- Extracted material
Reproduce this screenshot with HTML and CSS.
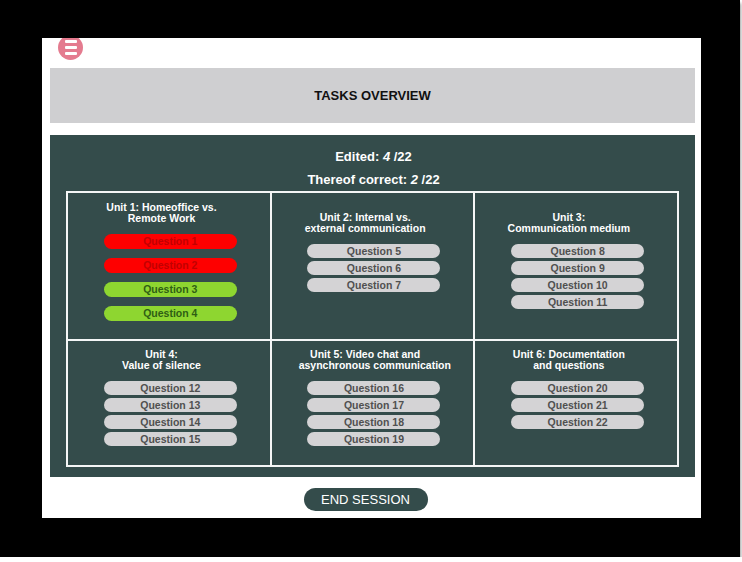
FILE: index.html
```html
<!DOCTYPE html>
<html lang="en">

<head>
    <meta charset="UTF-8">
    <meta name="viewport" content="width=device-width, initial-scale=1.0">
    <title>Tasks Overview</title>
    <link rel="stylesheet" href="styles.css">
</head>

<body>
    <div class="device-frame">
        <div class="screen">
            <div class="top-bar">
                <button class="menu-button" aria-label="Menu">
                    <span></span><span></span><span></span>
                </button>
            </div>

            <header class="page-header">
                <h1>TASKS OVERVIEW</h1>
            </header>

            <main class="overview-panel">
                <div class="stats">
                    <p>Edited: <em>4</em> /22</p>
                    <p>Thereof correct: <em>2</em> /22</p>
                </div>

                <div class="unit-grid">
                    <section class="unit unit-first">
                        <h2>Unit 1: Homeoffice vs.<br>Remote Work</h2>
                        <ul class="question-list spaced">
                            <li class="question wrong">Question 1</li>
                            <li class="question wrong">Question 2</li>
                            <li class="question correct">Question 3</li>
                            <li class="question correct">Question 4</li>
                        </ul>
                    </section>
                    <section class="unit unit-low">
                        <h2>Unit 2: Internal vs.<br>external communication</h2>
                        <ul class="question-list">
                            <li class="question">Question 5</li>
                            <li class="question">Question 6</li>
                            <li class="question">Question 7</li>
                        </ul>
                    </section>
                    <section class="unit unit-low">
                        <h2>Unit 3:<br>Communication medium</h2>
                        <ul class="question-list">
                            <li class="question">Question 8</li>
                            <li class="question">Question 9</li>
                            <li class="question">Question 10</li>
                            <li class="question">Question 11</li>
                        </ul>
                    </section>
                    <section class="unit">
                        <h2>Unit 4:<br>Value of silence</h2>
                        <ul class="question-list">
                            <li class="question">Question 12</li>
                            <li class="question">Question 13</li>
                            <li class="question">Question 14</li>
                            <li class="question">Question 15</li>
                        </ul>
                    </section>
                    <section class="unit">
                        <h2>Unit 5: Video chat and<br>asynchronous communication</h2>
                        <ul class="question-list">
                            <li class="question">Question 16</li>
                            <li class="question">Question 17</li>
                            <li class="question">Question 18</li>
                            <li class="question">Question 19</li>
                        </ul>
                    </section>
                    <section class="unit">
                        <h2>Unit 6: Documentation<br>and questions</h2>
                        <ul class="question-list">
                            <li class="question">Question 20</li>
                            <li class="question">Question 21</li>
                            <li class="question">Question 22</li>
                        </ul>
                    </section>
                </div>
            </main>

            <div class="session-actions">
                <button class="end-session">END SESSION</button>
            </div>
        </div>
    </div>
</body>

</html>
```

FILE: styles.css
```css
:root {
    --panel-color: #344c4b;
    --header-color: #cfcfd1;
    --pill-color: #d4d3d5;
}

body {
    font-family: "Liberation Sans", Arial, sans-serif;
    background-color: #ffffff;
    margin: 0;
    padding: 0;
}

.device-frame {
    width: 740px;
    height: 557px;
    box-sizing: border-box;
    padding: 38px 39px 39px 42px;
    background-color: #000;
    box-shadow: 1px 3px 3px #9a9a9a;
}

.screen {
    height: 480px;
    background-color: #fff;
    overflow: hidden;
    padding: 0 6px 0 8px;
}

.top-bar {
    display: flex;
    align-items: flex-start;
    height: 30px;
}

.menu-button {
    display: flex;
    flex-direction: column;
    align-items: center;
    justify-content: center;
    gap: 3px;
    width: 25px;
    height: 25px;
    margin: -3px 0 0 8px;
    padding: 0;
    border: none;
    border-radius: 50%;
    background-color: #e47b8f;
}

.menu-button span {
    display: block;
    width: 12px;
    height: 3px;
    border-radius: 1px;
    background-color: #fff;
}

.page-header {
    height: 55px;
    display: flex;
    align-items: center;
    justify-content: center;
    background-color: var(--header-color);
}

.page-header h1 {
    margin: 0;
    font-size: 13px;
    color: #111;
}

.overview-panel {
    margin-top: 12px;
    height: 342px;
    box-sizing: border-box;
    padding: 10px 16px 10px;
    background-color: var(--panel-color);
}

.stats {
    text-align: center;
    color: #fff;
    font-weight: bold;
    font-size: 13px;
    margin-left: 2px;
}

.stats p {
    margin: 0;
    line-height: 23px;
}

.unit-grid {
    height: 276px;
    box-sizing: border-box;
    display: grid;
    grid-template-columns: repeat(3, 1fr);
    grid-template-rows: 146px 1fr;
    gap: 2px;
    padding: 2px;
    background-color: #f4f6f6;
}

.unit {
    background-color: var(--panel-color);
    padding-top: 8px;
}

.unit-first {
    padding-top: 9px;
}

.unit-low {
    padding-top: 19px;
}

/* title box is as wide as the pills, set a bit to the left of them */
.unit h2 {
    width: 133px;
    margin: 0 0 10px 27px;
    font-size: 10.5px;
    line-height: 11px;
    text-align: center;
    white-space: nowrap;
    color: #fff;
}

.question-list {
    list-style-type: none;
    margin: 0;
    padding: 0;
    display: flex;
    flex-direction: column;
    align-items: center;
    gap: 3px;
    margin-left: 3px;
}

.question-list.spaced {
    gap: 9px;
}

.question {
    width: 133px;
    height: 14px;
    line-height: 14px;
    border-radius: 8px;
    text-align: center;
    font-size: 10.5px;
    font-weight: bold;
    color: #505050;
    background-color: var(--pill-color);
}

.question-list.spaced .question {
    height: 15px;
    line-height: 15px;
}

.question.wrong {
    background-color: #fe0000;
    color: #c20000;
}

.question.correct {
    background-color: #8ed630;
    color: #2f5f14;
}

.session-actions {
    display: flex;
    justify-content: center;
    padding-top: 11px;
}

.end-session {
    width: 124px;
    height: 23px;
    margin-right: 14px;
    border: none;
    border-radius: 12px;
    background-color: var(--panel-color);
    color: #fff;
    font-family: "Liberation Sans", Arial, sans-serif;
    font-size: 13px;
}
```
--
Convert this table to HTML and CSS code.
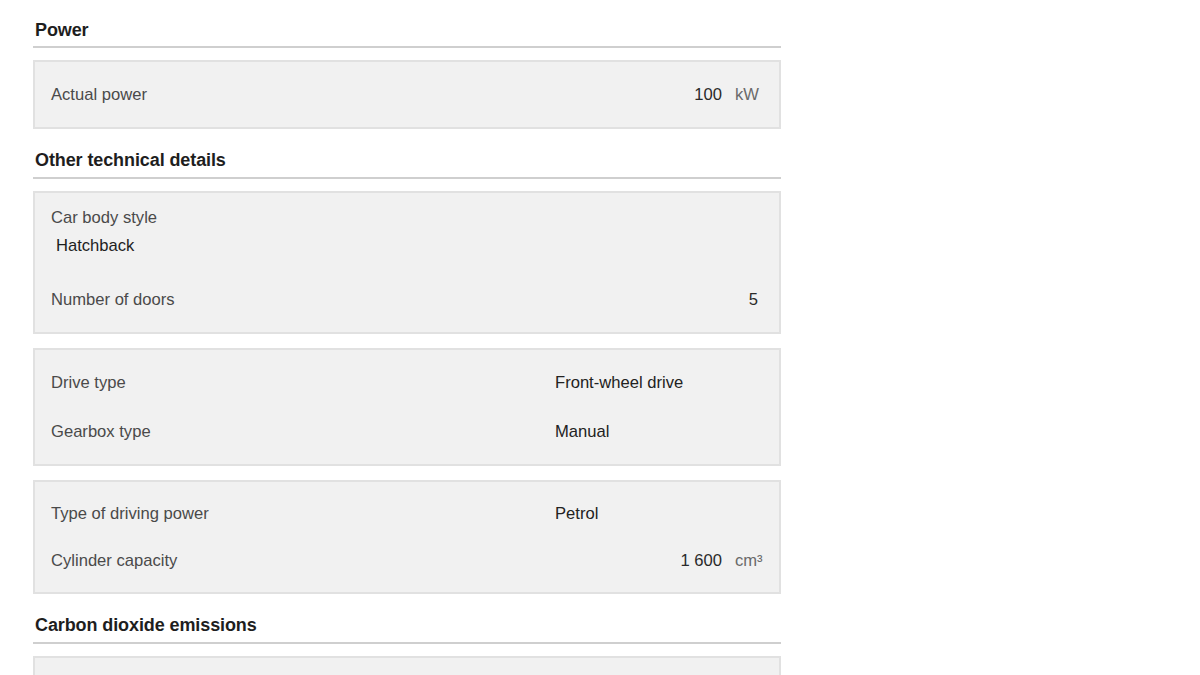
--
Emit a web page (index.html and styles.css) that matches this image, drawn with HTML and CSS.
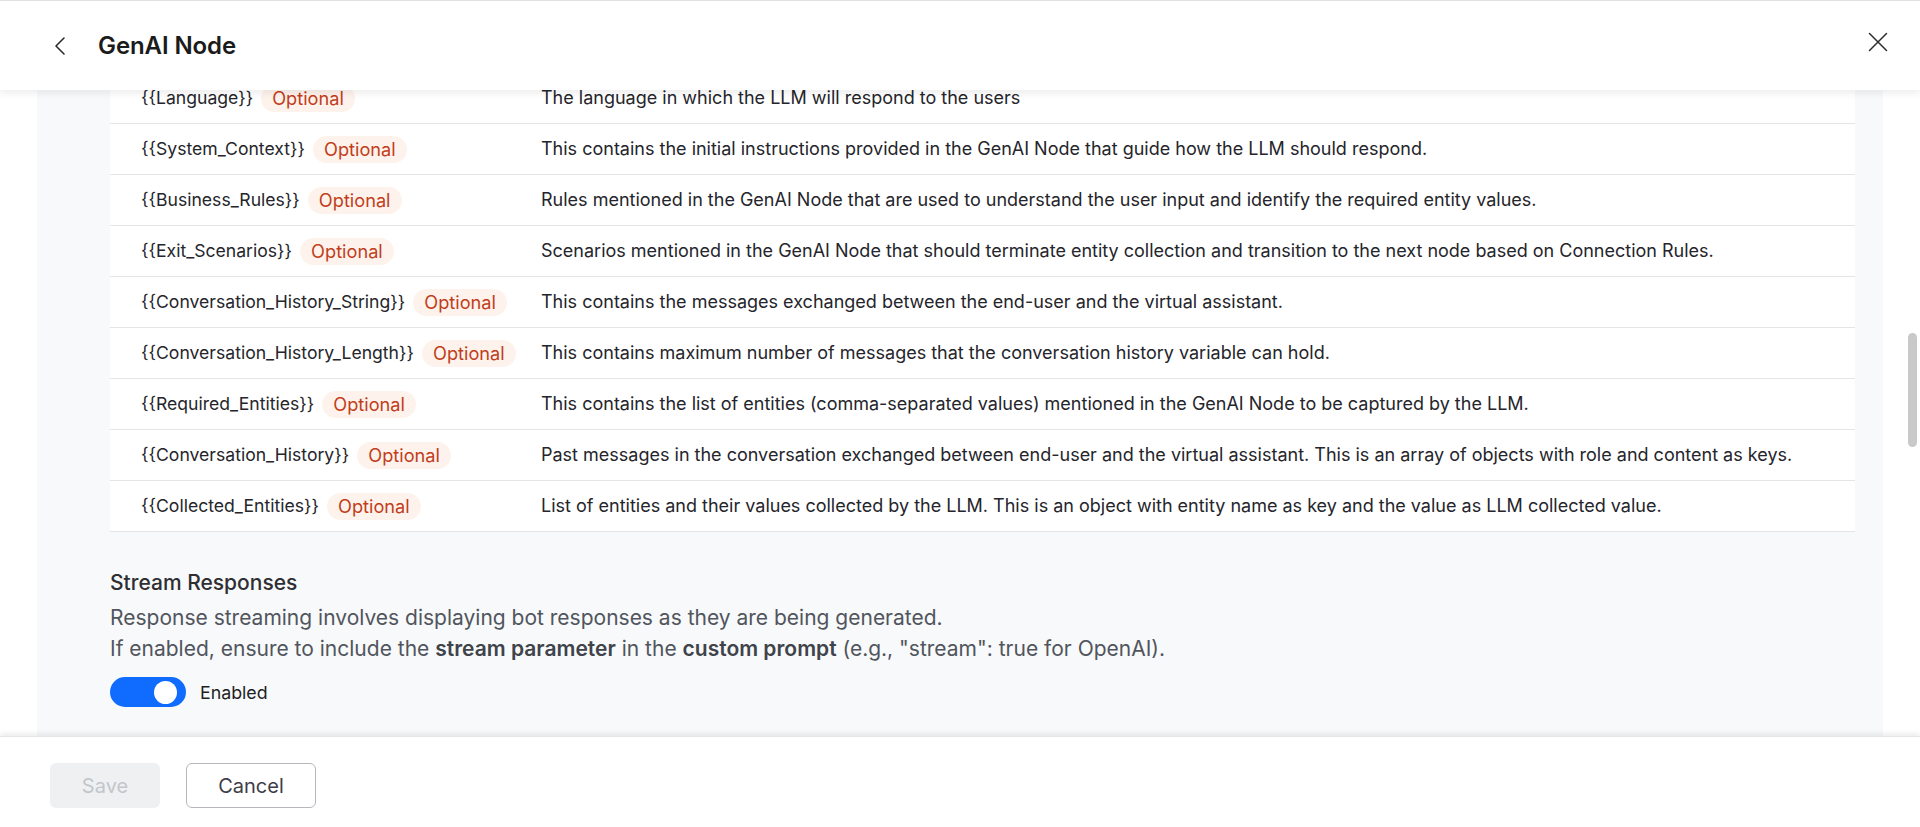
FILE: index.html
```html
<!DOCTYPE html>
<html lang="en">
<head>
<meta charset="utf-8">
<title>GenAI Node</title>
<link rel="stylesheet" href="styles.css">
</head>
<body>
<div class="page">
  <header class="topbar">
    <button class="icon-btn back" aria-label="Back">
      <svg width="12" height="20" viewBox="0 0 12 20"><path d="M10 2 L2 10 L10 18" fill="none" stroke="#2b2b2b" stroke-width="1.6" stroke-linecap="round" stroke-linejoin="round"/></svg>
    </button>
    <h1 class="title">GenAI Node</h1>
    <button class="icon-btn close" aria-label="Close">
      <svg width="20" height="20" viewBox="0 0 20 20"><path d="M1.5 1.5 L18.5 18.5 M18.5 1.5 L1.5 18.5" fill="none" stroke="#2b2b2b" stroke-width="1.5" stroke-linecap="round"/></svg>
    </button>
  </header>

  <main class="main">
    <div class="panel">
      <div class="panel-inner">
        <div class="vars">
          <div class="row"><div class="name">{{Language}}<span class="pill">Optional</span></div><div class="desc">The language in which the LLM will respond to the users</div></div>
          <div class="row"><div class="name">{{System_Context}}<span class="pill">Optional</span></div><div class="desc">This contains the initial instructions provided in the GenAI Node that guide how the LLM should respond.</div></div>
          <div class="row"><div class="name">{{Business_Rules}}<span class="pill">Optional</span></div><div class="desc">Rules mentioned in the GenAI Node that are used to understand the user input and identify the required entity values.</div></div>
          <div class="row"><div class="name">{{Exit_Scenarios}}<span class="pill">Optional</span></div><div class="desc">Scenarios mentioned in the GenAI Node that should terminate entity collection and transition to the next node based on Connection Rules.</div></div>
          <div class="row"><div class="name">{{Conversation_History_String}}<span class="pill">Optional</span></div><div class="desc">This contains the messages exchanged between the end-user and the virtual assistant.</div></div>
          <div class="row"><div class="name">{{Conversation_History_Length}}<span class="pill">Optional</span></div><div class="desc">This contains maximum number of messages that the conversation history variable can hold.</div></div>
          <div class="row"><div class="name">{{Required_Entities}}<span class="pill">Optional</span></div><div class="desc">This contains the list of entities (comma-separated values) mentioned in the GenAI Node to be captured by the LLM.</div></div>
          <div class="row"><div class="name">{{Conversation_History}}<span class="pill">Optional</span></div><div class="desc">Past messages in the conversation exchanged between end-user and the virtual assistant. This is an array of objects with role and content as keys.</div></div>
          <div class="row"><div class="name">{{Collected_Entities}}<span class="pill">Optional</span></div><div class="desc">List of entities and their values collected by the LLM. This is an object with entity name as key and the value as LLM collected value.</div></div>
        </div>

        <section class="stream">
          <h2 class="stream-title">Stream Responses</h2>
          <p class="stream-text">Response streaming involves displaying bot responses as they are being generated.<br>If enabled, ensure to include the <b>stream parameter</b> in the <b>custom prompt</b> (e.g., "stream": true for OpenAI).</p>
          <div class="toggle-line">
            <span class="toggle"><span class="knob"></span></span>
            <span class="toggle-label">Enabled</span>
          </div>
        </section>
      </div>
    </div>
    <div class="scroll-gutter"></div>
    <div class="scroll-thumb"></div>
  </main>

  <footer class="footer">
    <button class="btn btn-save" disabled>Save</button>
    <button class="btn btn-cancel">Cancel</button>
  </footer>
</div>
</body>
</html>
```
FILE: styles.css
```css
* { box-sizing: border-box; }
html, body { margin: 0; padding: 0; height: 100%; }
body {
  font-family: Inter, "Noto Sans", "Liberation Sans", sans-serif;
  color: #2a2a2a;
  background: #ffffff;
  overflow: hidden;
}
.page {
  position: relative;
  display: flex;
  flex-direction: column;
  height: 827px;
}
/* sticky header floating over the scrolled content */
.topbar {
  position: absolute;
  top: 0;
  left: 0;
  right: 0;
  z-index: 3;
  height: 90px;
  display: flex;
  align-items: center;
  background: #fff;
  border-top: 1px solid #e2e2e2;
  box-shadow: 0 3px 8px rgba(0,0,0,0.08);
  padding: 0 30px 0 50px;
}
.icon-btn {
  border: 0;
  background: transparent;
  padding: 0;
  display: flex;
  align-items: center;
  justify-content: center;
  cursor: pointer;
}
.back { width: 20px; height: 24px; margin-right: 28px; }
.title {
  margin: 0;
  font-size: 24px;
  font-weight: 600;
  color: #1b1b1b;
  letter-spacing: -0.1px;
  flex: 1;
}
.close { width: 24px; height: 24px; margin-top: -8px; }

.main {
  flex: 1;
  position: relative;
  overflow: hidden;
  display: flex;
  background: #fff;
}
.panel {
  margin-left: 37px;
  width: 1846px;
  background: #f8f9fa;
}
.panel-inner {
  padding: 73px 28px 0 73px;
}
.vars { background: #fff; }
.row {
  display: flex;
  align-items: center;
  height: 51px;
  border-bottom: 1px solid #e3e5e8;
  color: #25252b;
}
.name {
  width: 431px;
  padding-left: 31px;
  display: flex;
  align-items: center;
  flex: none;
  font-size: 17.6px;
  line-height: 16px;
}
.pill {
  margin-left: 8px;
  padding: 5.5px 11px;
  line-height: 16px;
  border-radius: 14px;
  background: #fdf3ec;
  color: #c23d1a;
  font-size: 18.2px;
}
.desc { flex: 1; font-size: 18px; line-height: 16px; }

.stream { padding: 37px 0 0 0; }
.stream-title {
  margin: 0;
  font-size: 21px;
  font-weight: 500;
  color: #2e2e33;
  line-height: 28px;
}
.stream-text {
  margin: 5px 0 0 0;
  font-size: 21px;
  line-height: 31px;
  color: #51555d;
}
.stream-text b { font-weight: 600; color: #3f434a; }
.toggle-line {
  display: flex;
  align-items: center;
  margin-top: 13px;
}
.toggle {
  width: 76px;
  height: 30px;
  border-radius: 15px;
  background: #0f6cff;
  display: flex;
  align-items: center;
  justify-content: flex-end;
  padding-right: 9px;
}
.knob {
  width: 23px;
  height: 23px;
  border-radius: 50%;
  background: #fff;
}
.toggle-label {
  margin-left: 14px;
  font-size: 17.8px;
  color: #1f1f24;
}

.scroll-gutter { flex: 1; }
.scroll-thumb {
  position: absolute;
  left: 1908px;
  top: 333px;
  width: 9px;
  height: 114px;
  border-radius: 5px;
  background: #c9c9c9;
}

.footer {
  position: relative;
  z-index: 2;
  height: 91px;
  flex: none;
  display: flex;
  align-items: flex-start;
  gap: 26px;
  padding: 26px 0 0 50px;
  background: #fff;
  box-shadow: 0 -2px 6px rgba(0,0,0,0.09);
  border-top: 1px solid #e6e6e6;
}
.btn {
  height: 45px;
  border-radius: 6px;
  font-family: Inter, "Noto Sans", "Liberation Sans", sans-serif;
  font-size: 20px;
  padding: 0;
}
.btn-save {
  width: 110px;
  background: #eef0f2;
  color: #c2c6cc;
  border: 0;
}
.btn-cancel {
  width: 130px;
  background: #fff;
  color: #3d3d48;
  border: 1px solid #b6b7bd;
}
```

- Prompt
Using the records above, copy every line that has the word "page" in it.

- Final answer
            <header class="page-header">
.page-header {
.page-header h1 {
Emit a web page (index.html and styles.css) that matches this image, drawn with HTML and CSS.
<div class="page">
.page {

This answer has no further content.